Geómetrísk matarlyst

Erró


  • Year : 1963
  • Height : 65 cm
  • Width : 100 cm
  • Category : Málverk
  • Sub-category : Lakkmálverk

1963 was a year of intense experimentation for Erró. In his works, he reduced and even eliminated mechanical references, turning instead to other categories of images. He ended up constructing his paintings exclusively out of pre-existing visual documents. In Geometrical Appetite, Erró puts on stage historical characters and a primate devouring abstract paintings by Robert Delaunay, Auguste Herbin, Kazimir Malevich, Olle Bærtling, Richard Mortensen, and Jean Dewasne. Four years after painting The School of New-Par-Yorkis, Erró once again denounced abstraction and argued for figurative painting, but a figurative art with new forms and new content, in tune with its time.
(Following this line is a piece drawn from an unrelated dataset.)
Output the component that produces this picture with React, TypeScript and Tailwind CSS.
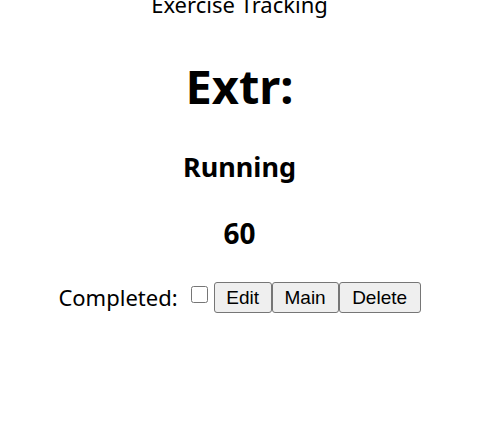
export default function App() {
  const btn =
    "h-[31px] rounded-[3px] border border-[#767676] bg-[#efefef] text-[19px] text-black leading-none px-[6px]";
  return (
    <div
      className="w-[479px] text-center text-black bg-white h-[423px] overflow-hidden"
      style={{ fontFamily: '"Noto Sans", "Segoe UI", sans-serif' }}
    >
      <p className="text-[22px] leading-[32px] mt-[-12px]">Exercise Tracking</p>
      <h1 className="text-[47px] font-bold leading-[56px] mt-[38px]">Extr:</h1>
      <h3 className="text-[27px] font-bold leading-[36px] mt-[35px]">Running</h3>
      <h3 className="text-[28px] font-bold leading-[36px] mt-[30px]">60</h3>
      <div className="flex items-center justify-center mt-[30px]">
        <span className="text-[22px] leading-[32px]">Completed:</span>
        <input
          type="checkbox"
          className="block shrink-0 w-[17px] h-[17px] ml-[13px] mr-[6px] mb-[5px]"
        />
        <div className="flex" style={{ fontFamily: '"Liberation Sans", Arial, sans-serif' }}>
          <button className={btn + " w-[58px]"}>Edit</button>
          <button className={btn + " w-[67px]"}>Main</button>
          <button className={btn + " w-[82px]"}>Delete</button>
        </div>
      </div>
    </div>
  );
}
It was these convictions that lay behind his statement in the Icelandic newspaper Morgunblaðið on November 27, 1963, just three weeks before his first trip to the United States: “I feel that in art one should start one's own “wave,” one’s own movement. [...] The days of figurative and abstract art are over. Everything has been said, everything has been done, and those kinds of painting have become academic. They ought to disappear, and that is precisely what they are in the process of doing.”